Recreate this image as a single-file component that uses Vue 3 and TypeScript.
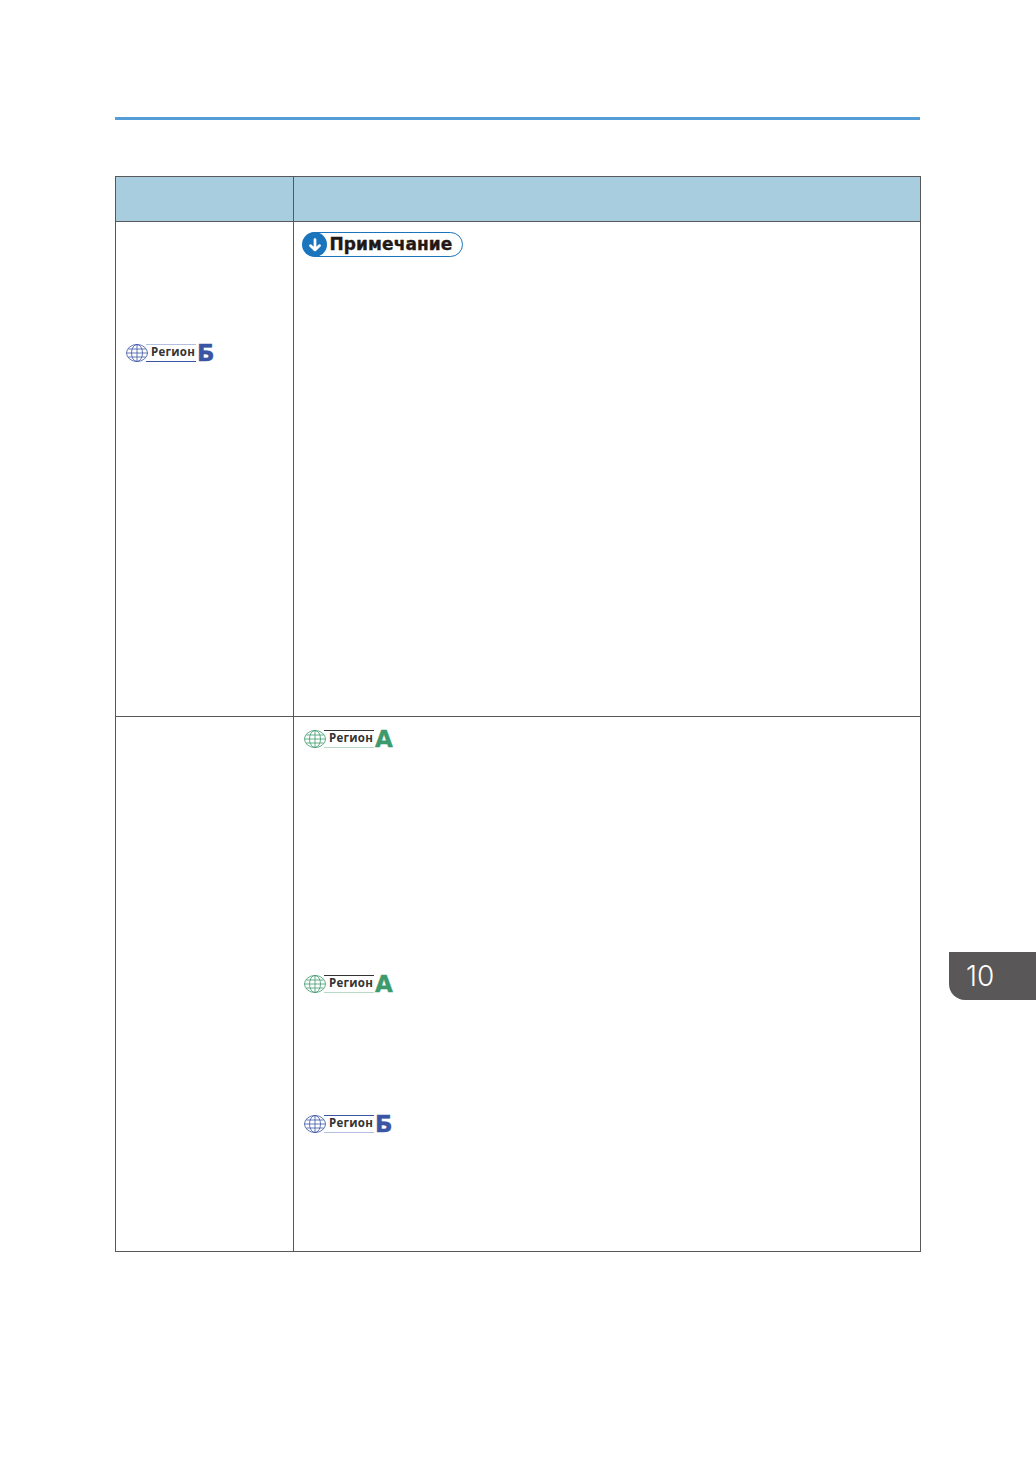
<script setup lang="ts">
interface Badge {
  id: number
  letter: string
  tone: 'blue' | 'green'
  top: number
}
const rightBadges: Badge[] = [
  { id: 1, letter: 'А', tone: 'green', top: 13 },
  { id: 2, letter: 'А', tone: 'green', top: 227 },
  { id: 3, letter: 'Б', tone: 'blue', top: 122 },
]
</script>

<template>
  <div class="page">
    <div class="rule"></div>
    <div class="table">
      <div class="head first"></div>
      <div class="head"></div>

      <div class="cell first left-cell">
        <div class="badge blue swapped">
          <svg class="globe" viewBox="0 0 22 18" fill="none" stroke="currentColor" stroke-width="0.8">
            <ellipse cx="11" cy="9" rx="10.5" ry="8.5" />
            <ellipse cx="11" cy="9" rx="5.5" ry="8.5" />
            <path d="M11 .5V17.5M2.2 5H19.8M2.2 13H19.8M.5 9H21.5" />
          </svg>
          <span class="label">Регион</span>
          <span class="letter">Б</span>
        </div>
      </div>
      <div class="cell right-note">
        <div class="note">
          <span class="note-icon">
            <svg viewBox="0 0 16 16" width="16" height="16" fill="none" stroke="#fff" stroke-width="2.7" stroke-linecap="round" stroke-linejoin="round">
              <path d="M8 2.5V13M3.4 8.6 8 13l4.6-4.4" />
            </svg>
          </span>
          <span class="note-text">Примечание</span>
        </div>
      </div>

      <div class="cell first"></div>
      <div class="cell right-badges">
        <div
          v-for="b in rightBadges"
          :key="b.id"
          class="badge"
          :class="b.tone"
          :style="{ marginTop: b.top + 'px' }"
        >
          <svg class="globe" viewBox="0 0 22 18" fill="none" stroke="currentColor" stroke-width="0.8">
            <ellipse cx="11" cy="9" rx="10.5" ry="8.5" />
            <ellipse cx="11" cy="9" rx="5.5" ry="8.5" />
            <path d="M11 .5V17.5M2.2 5H19.8M2.2 13H19.8M.5 9H21.5" />
          </svg>
          <span class="label">Регион</span>
          <span class="letter">{{ b.letter }}</span>
        </div>
      </div>
    </div>
    <div class="tab">10</div>
  </div>
</template>

<style>
html,
body {
  margin: 0;
  background: #fff;
}
</style>

<style scoped>
.page {
  position: relative;
  box-sizing: border-box;
  width: 1036px;
  height: 1470px;
  padding: 117px 115px 0;
  background: #fff;
  font-family: "DejaVu Sans", sans-serif;
  overflow: hidden;
}
.rule {
  width: 805px;
  height: 3px;
  background: #559dd6;
}
.table {
  display: grid;
  grid-template-columns: 179px 627px;
  grid-template-rows: 45px 495px 535px;
  box-sizing: border-box;
  width: 806px;
  margin-top: 56px;
  border-top: 1px solid #595757;
}
.head,
.cell {
  box-sizing: border-box;
  border-right: 1px solid #595757;
  border-bottom: 1px solid #595757;
}
.first {
  border-left: 1px solid #595757;
}
.head {
  background: #a7cddf;
}
.left-cell {
  padding: 122px 0 0 10px;
}
.right-note {
  padding: 10px 0 0 9px;
}
.right-badges {
  display: flex;
  flex-direction: column;
  align-items: flex-start;
  padding-left: 10px;
}
.badge {
  display: flex;
  align-items: center;
  height: 18px;
}
.badge.blue {
  color: #3b55a5;
}
.badge.green {
  color: #3d9a6d;
}
.globe {
  flex: none;
  width: 22px;
  height: 18px;
}
.label {
  box-sizing: border-box;
  width: 50px;
  height: 18px;
  margin-left: -2px;
  padding-left: 5px;
  border-top: 1px solid currentColor;
  border-bottom: 1px solid #b9d9c8;
  color: #333;
  font-family: "Open Sans", sans-serif;
  font-size: 11.5px;
  font-weight: 700;
  line-height: 14px;
  letter-spacing: 0.25px;
  white-space: nowrap;
}
.badge.blue .label {
  border-top-color: #3b55a5;
  border-bottom-color: #b4bfdf;
}
.badge.swapped .label {
  border-top-color: #b4bfdf;
  border-bottom-color: #3b55a5;
}
.letter {
  margin-left: 1px;
  font-size: 23px;
  font-weight: 700;
  line-height: 18px;
  -webkit-text-stroke: 0.4px currentColor;
}
.note {
  display: inline-flex;
  align-items: center;
  box-sizing: border-box;
  width: 160px;
  height: 25px;
  border: 1.6px solid #1b75bc;
  border-radius: 13px;
}
.note-icon {
  display: flex;
  flex: none;
  align-items: center;
  justify-content: center;
  width: 25px;
  height: 25px;
  margin-left: -1.6px;
  border-radius: 50%;
  background: #1b75bc;
}
.note-text {
  margin-left: 2px;
  padding-bottom: 2px;
  color: #231815;
  font-size: 17px;
  font-weight: 700;
  line-height: 22px;
  letter-spacing: 0.1px;
  white-space: nowrap;
  -webkit-text-stroke: 0.35px #231815;
}
.tab {
  position: absolute;
  top: 952px;
  left: 949px;
  box-sizing: border-box;
  width: 87px;
  height: 48px;
  padding: 6px 0 0 17px;
  border-bottom-left-radius: 16px;
  background: #595757;
  color: #fff;
  font-family: Inter, sans-serif;
  font-size: 28px;
  font-weight: 300;
  line-height: 36px;
}
</style>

[What the exercise asks]
Make an exact copy of the data above, pictures excluded.

[Full output]
Recreate this image as a single-file component that uses Vue 3 and TypeScript.
<script setup lang="ts">
interface Badge {
  id: number
  letter: string
  tone: 'blue' | 'green'
  top: number
}
const rightBadges: Badge[] = [
  { id: 1, letter: 'А', tone: 'green', top: 13 },
  { id: 2, letter: 'А', tone: 'green', top: 227 },
  { id: 3, letter: 'Б', tone: 'blue', top: 122 },
]
</script>

<template>
  <div class="page">
    <div class="rule"></div>
    <div class="table">
      <div class="head first"></div>
      <div class="head"></div>

      <div class="cell first left-cell">
        <div class="badge blue swapped">
          <svg class="globe" viewBox="0 0 22 18" fill="none" stroke="currentColor" stroke-width="0.8">
            <ellipse cx="11" cy="9" rx="10.5" ry="8.5" />
            <ellipse cx="11" cy="9" rx="5.5" ry="8.5" />
            <path d="M11 .5V17.5M2.2 5H19.8M2.2 13H19.8M.5 9H21.5" />
          </svg>
          <span class="label">Регион</span>
          <span class="letter">Б</span>
        </div>
      </div>
      <div class="cell right-note">
        <div class="note">
          <span class="note-icon">
            <svg viewBox="0 0 16 16" width="16" height="16" fill="none" stroke="#fff" stroke-width="2.7" stroke-linecap="round" stroke-linejoin="round">
              <path d="M8 2.5V13M3.4 8.6 8 13l4.6-4.4" />
            </svg>
          </span>
          <span class="note-text">Примечание</span>
        </div>
      </div>

      <div class="cell first"></div>
      <div class="cell right-badges">
        <div
          v-for="b in rightBadges"
          :key="b.id"
          class="badge"
          :class="b.tone"
          :style="{ marginTop: b.top + 'px' }"
        >
          <svg class="globe" viewBox="0 0 22 18" fill="none" stroke="currentColor" stroke-width="0.8">
            <ellipse cx="11" cy="9" rx="10.5" ry="8.5" />
            <ellipse cx="11" cy="9" rx="5.5" ry="8.5" />
            <path d="M11 .5V17.5M2.2 5H19.8M2.2 13H19.8M.5 9H21.5" />
          </svg>
          <span class="label">Регион</span>
          <span class="letter">{{ b.letter }}</span>
        </div>
      </div>
    </div>
    <div class="tab">10</div>
  </div>
</template>

<style>
html,
body {
  margin: 0;
  background: #fff;
}
</style>

<style scoped>
.page {
  position: relative;
  box-sizing: border-box;
  width: 1036px;
  height: 1470px;
  padding: 117px 115px 0;
  background: #fff;
  font-family: "DejaVu Sans", sans-serif;
  overflow: hidden;
}
.rule {
  width: 805px;
  height: 3px;
  background: #559dd6;
}
.table {
  display: grid;
  grid-template-columns: 179px 627px;
  grid-template-rows: 45px 495px 535px;
  box-sizing: border-box;
  width: 806px;
  margin-top: 56px;
  border-top: 1px solid #595757;
}
.head,
.cell {
  box-sizing: border-box;
  border-right: 1px solid #595757;
  border-bottom: 1px solid #595757;
}
.first {
  border-left: 1px solid #595757;
}
.head {
  background: #a7cddf;
}
.left-cell {
  padding: 122px 0 0 10px;
}
.right-note {
  padding: 10px 0 0 9px;
}
.right-badges {
  display: flex;
  flex-direction: column;
  align-items: flex-start;
  padding-left: 10px;
}
.badge {
  display: flex;
  align-items: center;
  height: 18px;
}
.badge.blue {
  color: #3b55a5;
}
.badge.green {
  color: #3d9a6d;
}
.globe {
  flex: none;
  width: 22px;
  height: 18px;
}
.label {
  box-sizing: border-box;
  width: 50px;
  height: 18px;
  margin-left: -2px;
  padding-left: 5px;
  border-top: 1px solid currentColor;
  border-bottom: 1px solid #b9d9c8;
  color: #333;
  font-family: "Open Sans", sans-serif;
  font-size: 11.5px;
  font-weight: 700;
  line-height: 14px;
  letter-spacing: 0.25px;
  white-space: nowrap;
}
.badge.blue .label {
  border-top-color: #3b55a5;
  border-bottom-color: #b4bfdf;
}
.badge.swapped .label {
  border-top-color: #b4bfdf;
  border-bottom-color: #3b55a5;
}
.letter {
  margin-left: 1px;
  font-size: 23px;
  font-weight: 700;
  line-height: 18px;
  -webkit-text-stroke: 0.4px currentColor;
}
.note {
  display: inline-flex;
  align-items: center;
  box-sizing: border-box;
  width: 160px;
  height: 25px;
  border: 1.6px solid #1b75bc;
  border-radius: 13px;
}
.note-icon {
  display: flex;
  flex: none;
  align-items: center;
  justify-content: center;
  width: 25px;
  height: 25px;
  margin-left: -1.6px;
  border-radius: 50%;
  background: #1b75bc;
}
.note-text {
  margin-left: 2px;
  padding-bottom: 2px;
  color: #231815;
  font-size: 17px;
  font-weight: 700;
  line-height: 22px;
  letter-spacing: 0.1px;
  white-space: nowrap;
  -webkit-text-stroke: 0.35px #231815;
}
.tab {
  position: absolute;
  top: 952px;
  left: 949px;
  box-sizing: border-box;
  width: 87px;
  height: 48px;
  padding: 6px 0 0 17px;
  border-bottom-left-radius: 16px;
  background: #595757;
  color: #fff;
  font-family: Inter, sans-serif;
  font-size: 28px;
  font-weight: 300;
  line-height: 36px;
}
</style>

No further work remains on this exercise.